Optimal expression was obtained with 1mM IPTG at 16oC for
12 h. With N-terminal fusion of a six-histidine tag, the
recombinant MtIspD could be purified to homogeneity by one-
step purification of nickel affinity chromatography. The overall
yield of the purified protein was estimated to be about 2.8mg
from 1l culture medium (Table 1). The turnover number of
MtIspD is 3.4s−1, in close to catalytic rate from the same
actinomycetales species of S. coelicolor and slightly lower than
other bacterial sources and plant A. thaliana (Table 2) (Cane et
al., 2001; Rohdich et al., 1999; Gabrielsen et al., 2004b).
Determination oligomerization of MtIspD. On SDS-PAGE,
the purified MtIspD indicated as a single band with an
apparent molecular mass of ~26 kDa (Fig. 3A).
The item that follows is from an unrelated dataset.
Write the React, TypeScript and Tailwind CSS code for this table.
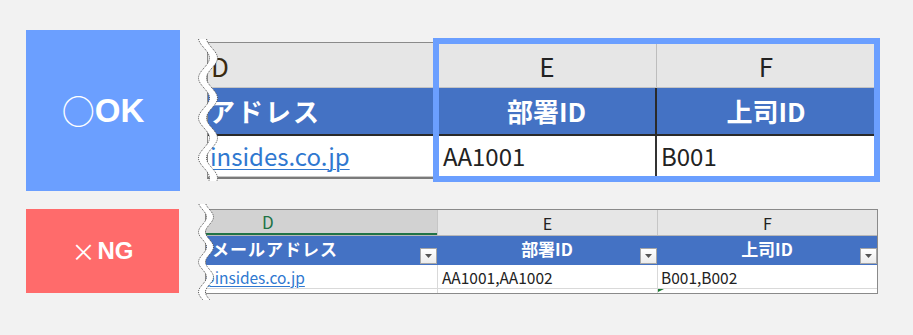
import React from 'react';

const jp = "font-['Noto_Sans_CJK_JP','Noto_Sans',sans-serif]";
const label = "font-['Liberation_Sans','Noto_Sans_CJK_JP',sans-serif]";

// sine band used to mark where a sheet is cut off
const wave = (c: number, amp: number, len: number, h: number, offset: number) => {
  const pts: [number, number][] = [];
  for (let y = 0; y <= h; y += 1) {
    pts.push([c - amp * Math.cos(((y - offset) / len) * Math.PI * 2), y]);
  }
  return pts;
};

const BreakLine = ({ c, amp, len, h, offset, half }: { c: number; amp: number; len: number; h: number; offset: number; half: number }) => {
  const pts = wave(c, amp, len, h, offset);
  const left = pts.map(([x, y]) => `${(x - half).toFixed(2)},${y}`);
  const right = pts.map(([x, y]) => `${(x + half).toFixed(2)},${y}`);
  const band = [...left, ...right.slice().reverse()].join(' ');
  return (
    <svg width={c * 2} height={h} className="block">
      <polygon points={band} fill="#ffffff" />
      <polyline points={left.join(' ')} fill="none" stroke="#555" strokeWidth="1" strokeDasharray="1 1" />
      <polyline points={right.join(' ')} fill="none" stroke="#555" strokeWidth="1" strokeDasharray="1 1" />
    </svg>
  );
};

const Dropdown = () => (
  <div className="absolute right-0 bottom-[1px] w-[17px] h-[16px] border border-[#a6a6a6] bg-gradient-to-b from-white to-[#ececec] flex items-center justify-center">
    <svg width="7" height="4" viewBox="0 0 7 4">
      <polygon points="0,0 7,0 3.5,4" fill="#555" />
    </svg>
  </div>
);

const GoodTable = () => (
  <div className="relative mt-[12px] ml-[27px] w-[669px]">
    <div className={`border border-[#8a8a8a] border-b-[2px] border-b-[#7a7a7a] ${jp}`}>
      <div className="flex h-[45px] bg-[#e6e6e6] border-b border-[#c4c4c4] text-[26px] text-[#222]">
        <div className="w-[230px] pl-[3px] leading-[45px] text-[#3a2a10]">D</div>
        <div className="w-[219px] text-center leading-[45px] border-r border-[#bdbdbd]">E</div>
        <div className="flex-1 text-center leading-[45px]">F</div>
      </div>
      <div className="flex h-[48px] bg-[#4472c4] border-b-[2px] border-[#2a2a2a] text-white font-bold text-[26px]">
        <div className="w-[230px] pl-[1px] leading-[46px] tracking-[2px]">アドレス</div>
        <div className="w-[219px] text-center leading-[46px] border-r-[2px] border-[#2a2a2a]">部署ID</div>
        <div className="flex-1 text-center leading-[46px]">上司ID</div>
      </div>
      <div className="flex h-[41px] bg-white text-[24px] text-[#222] border-b border-[#c8c8c8]">
        <div className="w-[230px] pl-[2px] leading-[40px] text-[#2f78d0] underline underline-offset-[3px] decoration-1">insides.co.jp</div>
        <div className="w-[219px] pl-[5px] leading-[40px] border-r-[2px] border-[#333]">AA1001</div>
        <div className="flex-1 pl-[4px] leading-[40px]">B001</div>
      </div>
    </div>
    <div className="absolute left-[-12px] top-[-3px]">
      <BreakLine c={13} amp={5.5} len={40} h={142} offset={-1} half={4} />
    </div>
    <div className="absolute left-[226px] top-[-4px] w-[447px] h-[144px] border-[6px] border-[#6b9fff]" />
  </div>
);

const BadTable = () => (
  <div className="relative ml-[26px] w-[673px]">
    <div className={`border border-[#8a8a8a] ${jp}`}>
      <div className="flex h-[26px] text-[16px] text-[#222] border-b border-[#b8b8b8]">
        <div className="w-[231px] bg-[#d2d2d2] border-b-[2px] border-[#217346] pl-[56px] leading-[24px] text-[#217346] text-[17px]">D</div>
        <div className="w-[220px] bg-[#e6e6e6] text-center leading-[26px] border-l border-[#c6c6c6]">E</div>
        <div className="flex-1 bg-[#e6e6e6] text-center leading-[26px] border-l border-[#c6c6c6]">F</div>
      </div>
      <div className="flex h-[29px] bg-[#4472c4] text-white font-bold text-[17px]">
        <div className="relative w-[231px] pl-[6px] leading-[26px] tracking-[1px]">
          メールアドレス
          <Dropdown />
        </div>
        <div className="relative w-[220px] text-center leading-[26px]">
          部署ID
          <Dropdown />
        </div>
        <div className="relative flex-1 text-center leading-[26px]">
          上司ID
          <Dropdown />
        </div>
      </div>
      <div className="flex h-[24px] bg-white text-[15.5px] text-[#222] border-b border-[#d9d9d9]">
        <div className="w-[231px] overflow-hidden leading-[24px]">
          <span className="block ml-[-6px] text-[#2f78d0] underline underline-offset-[2px] decoration-1">@insides.co.jp</span>
        </div>
        <div className="w-[220px] pl-[4px] leading-[24px] border-l border-[#d9d9d9]">AA1001,AA1002</div>
        <div className="flex-1 pl-[3px] leading-[24px] border-l border-[#d9d9d9]">B001,B002</div>
      </div>
      <div className="flex h-[4px] bg-white">
        <div className="w-[231px]" />
        <div className="relative w-[220px] border-l border-[#d9d9d9]" />
        <div className="relative flex-1 border-l border-[#d9d9d9]">
          <svg width="6" height="3" className="absolute left-0 top-0">
            <polygon points="0,0 6,0 0,3" fill="#1e7b34" />
          </svg>
        </div>
      </div>
    </div>
    <div className="absolute left-[-10px] top-[-5px]">
      <BreakLine c={11} amp={4} len={30} h={96} offset={-2} half={3.5} />
    </div>
  </div>
);

export default function App() {
  return (
    <div className="w-[913px] h-[335px] bg-[#f2f2f2] overflow-hidden">
      <div className="flex items-start pt-[30px] pl-[26px]">
        <div className={`w-[154px] h-[161px] bg-[#6b9fff] flex items-center justify-center text-white font-bold text-[33px] ${label}`}>
          <span className={`font-normal ${jp}`}>○</span>
          <span>OK</span>
        </div>
        <GoodTable />
      </div>
      <div className="flex items-start mt-[18px] pl-[26px]">
        <div className={`w-[153px] h-[84px] bg-[#ff6b6b] flex items-center justify-center text-white font-bold text-[24px] ${label}`}>
          <span className={`font-normal mr-[2px] ${jp}`}>×</span>
          <span>NG</span>
        </div>
        <BadTable />
      </div>
    </div>
  );
}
The accurate
molecular mass was further determined by mass spectrometry
(Fig. 3B). The measured mass is 26112.0 Da, in consistent to
the theoretical mass prediction of the protein (the calculated
mass, 26105.66 Da). It thereby demonstrates veracity of the
expressed recombinant MtIspD.
Previous x-ray structure studies presented that IspD organizes
as a homodimer (Richard et al., 2001; Kemp et al., 2003;
Gabrielsen et al., 2006). The core domain of each subunit is
globular in shape and the subdomain resembles a curved arm
to mediate dimer formation. This interlocking arms form part
of the MEP binding site and organize portions of the catalytic
surface responsible for cytidyltransferase activity (Richard et
al., 2001). Thus, we carried out nondenaturing polyacrylamide
gel electrophoresis to investigate the quaternary structure of
MtIspD. Fig. 4 showed two main upper bands, which are
charge isomers and correspondent to a molecular weight
around 52 kDa. Still, there is a very weak band at the lower
site of the gel, which exhibits a molecular weight of 26 kDa.
Properties of 2-C-methyl-D-erythritol 4-phosphate Cytidyltransferase from M. tuberculosis 915
Fig. 2. Sequence analysis of MtIspD. (A) Sequence alignment of MtIspD with seven bacterium homologies. Sequences were aligned using
ClustalW at http://www.ebi.ac.uk/clustalw/. Identical residues across all sequences are highlighted in black and conservative residues in gray.
The conserved motifs are denoted under the sequences and secondary structures are labeled above. The species are denoted by the
abbreviations as following: Mt, Mycobacterium tuberculosis H37Rv (GI:15610718); Mb, Mycobacterium bovis AF2122/97 (GI:31794759);
Ml, Mycobacterium leprae TN (GI:15827085 ); Cd, Corynebacterium diphtheriae NCTC 13129 (GI:38234537); Ec, Escherichia coli K12
(GI:16130654); St, Salmonella typhi CT18 (GI:16761702); Vc, Vibrio cholerae O1 N16961 (GI:15640032); Hi, Haemophilus influenzae
(GI:68249251). (B) A phylogenetic tree was constructed by MEGA 3.1 among IspD proteins which characterizations have been reported.
The numbers indicate the bootstrap confidence values obtained for each node after 1000 replications.